Andrea
Ponzano - history
A BRIEF HISTORY
At 14 years old I start to study guitar , harmony, and composition at Free Sound, in Milan.
I get an audio engineer diploma at the SAE Technologie College of London in 1998. In London I also move my first significant steps in high-end recording studios as an intern at the Westside Studio,
learning from the work of artists and producers such as Ben Young
(producer of Massive Attack), Pet Shop Boys, Rod Stewart, Mark King,
and of course Clive Langer and Alan Winstanley, the owners of the
studio and historical producers of Madness.

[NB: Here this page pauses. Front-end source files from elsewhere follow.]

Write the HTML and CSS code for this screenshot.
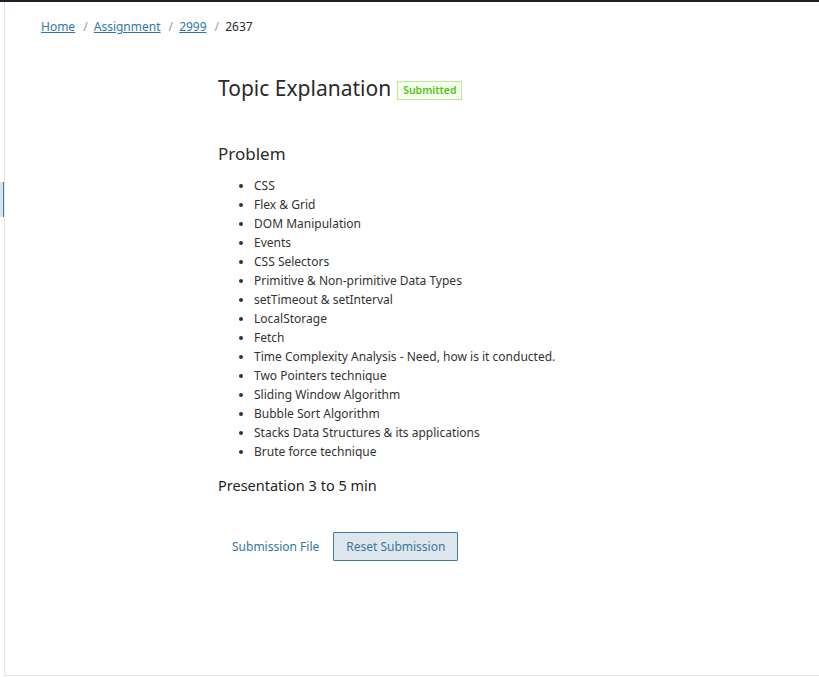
FILE: index.html
```html
<!DOCTYPE html>
<html>
<head>
<meta charset="utf-8">
<link rel="stylesheet" href="styles.css">
</head>
<body>
<div class="topbar"></div>
<div class="frame">
  <div class="side-tab"></div>
  <nav class="crumbs">
    <a href="#">Home</a><span class="sep">/</span>
    <a href="#">Assignment</a><span class="sep">/</span>
    <a href="#">2999</a><span class="sep">/</span>
    <span class="current">2637</span>
  </nav>
  <main class="content">
    <div class="title-row">
      <h1 class="title">Topic Explanation</h1>
      <span class="tag">Submitted</span>
    </div>
    <h2 class="section">Problem</h2>
    <ul class="topics">
      <li>CSS</li>
      <li>Flex &amp; Grid</li>
      <li>DOM Manipulation</li>
      <li>Events</li>
      <li>CSS Selectors</li>
      <li>Primitive &amp; Non-primitive Data Types</li>
      <li>setTimeout &amp; setInterval</li>
      <li>LocalStorage</li>
      <li>Fetch</li>
      <li>Time Complexity Analysis - Need, how is it conducted.</li>
      <li>Two Pointers technique</li>
      <li>Sliding Window Algorithm</li>
      <li>Bubble Sort Algorithm</li>
      <li>Stacks Data Structures &amp; its applications</li>
      <li>Brute force technique</li>
    </ul>
    <p class="duration">Presentation 3 to 5 min</p>
    <div class="actions">
      <button class="btn-link">Submission File</button>
      <button class="btn-reset">Reset Submission</button>
    </div>
  </main>
</div>
</body>
</html>
```

FILE: styles.css
```css
html, body {
  margin: 0;
  padding: 0;
  background: #ffffff;
}
body {
  font-family: "Noto Sans", "Open Sans", sans-serif;
  color: #2b2b2b;
  width: 819px;
  height: 677px;
  overflow: hidden;
}
.topbar {
  height: 2px;
  background: #1b2329;
}
.frame {
  position: relative;
  margin-left: 4px;
  height: 673px;
  border-left: 1px solid #e4e3f5;
  border-bottom: 1px solid #e6e6e6;
}
.side-tab {
  position: absolute;
  left: -5px;
  top: 180px;
  width: 3px;
  height: 35px;
  background: #d9e2e8;
  border-right: 1px solid #4a7a9a;
}
.crumbs {
  padding: 16px 0 0 36px;
  font-size: 12px;
  line-height: 18px;
  color: #2b2b2b;
}
.crumbs a {
  color: #2d78a8;
  text-decoration: underline;
}
.crumbs .sep {
  color: #9a9a9a;
  margin: 0 3px 0 8px;
}
.content {
  padding: 38px 0 0 213px;
}
.title-row {
  display: flex;
  align-items: center;
  gap: 6px;
}
.title {
  margin: 0;
  font-size: 21px;
  font-weight: 400;
  line-height: 28px;
  color: #2a2a2a;
}
.tag {
  font-size: 10.5px;
  font-weight: 600;
  color: #52c41a;
  background: #f6ffed;
  border: 1px solid #b7eb8f;
  padding: 0 5px;
  line-height: 17px;
  margin-top: 5px;
}
.section {
  margin: 40px 0 0;
  font-size: 17px;
  font-weight: 400;
  line-height: 24px;
  color: #2a2a2a;
}
.topics {
  margin: 10px 0 0;
  padding-left: 36px;
  font-size: 12px;
  line-height: 19px;
  color: #333;
}
.duration {
  margin: 14px 0 0;
  font-size: 14.5px;
  font-weight: 400;
  line-height: 20px;
  color: #1f1f1f;
}
.actions {
  display: flex;
  align-items: center;
  gap: 14px;
  margin-top: 37px;
  padding-left: 14px;
}
.btn-link {
  font-family: inherit;
  font-size: 12px;
  color: #3576a0;
  background: none;
  border: none;
  padding: 0;
}
.btn-reset {
  font-family: inherit;
  font-size: 12px;
  color: #3a77a0;
  background: #dde6ed;
  border: 1px solid #3f7ba3;
  border-radius: 1px;
  height: 29px;
  width: 125px;
  padding: 0;
}
```
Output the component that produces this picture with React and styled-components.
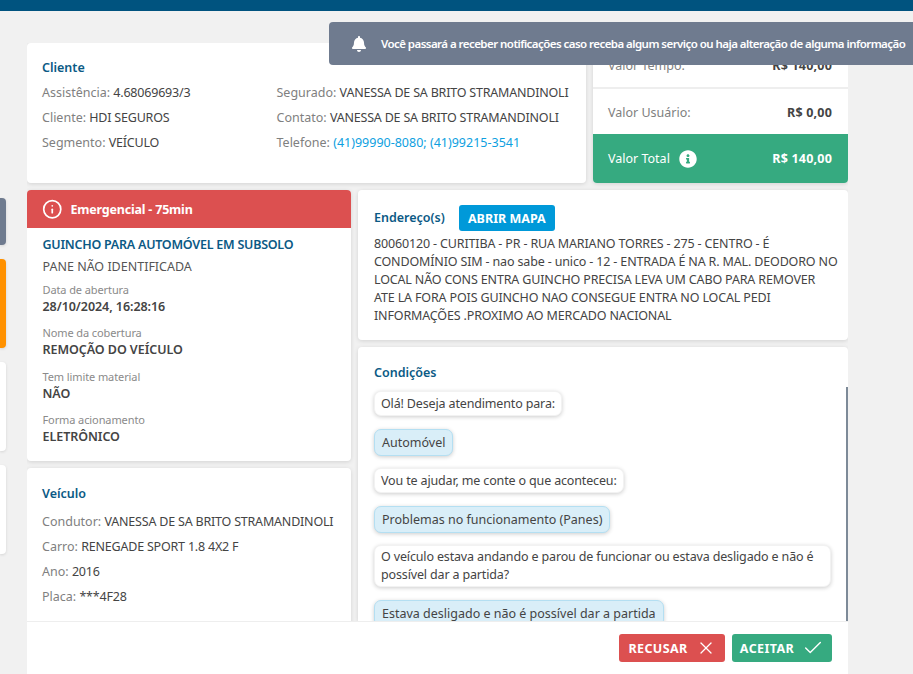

In 1999 I moved to Brazil, Rio de Janeiro, where I work for seven years as a sound engineer and sound designer, employed at Estudios Mega,
one of the most important recording studios for the phonographic
market, and audio/video postproduction facilities in Latin America,
with the most advanced audio department for 5.1 film mixing in Brazil. Here I work in many motion picture and recording projects (see details on my c.v.).
In Rio de Janeiro, in the meantime, I deepen the study of guitar
and harmony, applied to Brazilian popular music (samba,bossa nova), at
the Cigam (Iam Guest school of music).
In 2006, I leave Estudios Mega to start my self-career. Moved to Italy , near Milan, I found Taboo Studio, and collaborate on several projects (see works or download c.v) with renewed video production companies and advertising agencies from Italy and abroad (UK, Brazil, Lebanon) as a music composer/producer, sound designer, and mixing engineer.
SPECIALTIES:
- Jingles and soundtrack composition
- Sound design
- Audio post production
- Sound field recording
- 5.1 surround mix
- Adr and oversound
- Sound edit
- Music Production
WHAT SOUND MEANS TO ME
I consider sound as the raw material of my work (either in musical composition, or sound design and mixing), to be shaped and molded on size to any production, exploring in depth all its evocative and narrative aspects.
Too often sound is undervalued in audiovisual productions. But in order
to understand how important it is, would be enough to reflect on the
fact that a bad sound can completely ruin the best video scene, with
the best photography and the best acting. On the contrary, often a good
sound could save a failed video scene; sound is at least 50 percent of a film,
Coppola and Lynch, among others, sustaine that. Many mistakenly believe
that this is true only for films with a large presence of special
effects, or striking experimental sound research, where sound effects
and music are blatantly protagonists; some still think that 5.1
surround mixing, instead of an effective narrative tool (beside by now
an indispensable standard even for advertising), is a technological
devilry, superfluos if not in movies full of helicopters flying
everywhere...
Not so: much more often the strength of the sound (and music) is manifested in a subtle, discreet, but equally powerful way.
It 's a concept that applies to any project whether it be a film, an
advertisement, a game, or a corporate video, and has much more to do
with the ability of helping telling a story through a "dramaturgical
design" of sounds and music (wich doesn' t mean at all to be didactic
as some may think), rather than suprising the audience with shocking
sound effects.
This is why the
sound should be discussed and planned, in its creative and technical
aspects, from the earliest stages of pre-production of an audiovisual
product, so that it' ll really be an integral part of it, in order to exploit all natural potential of the project, as a whole.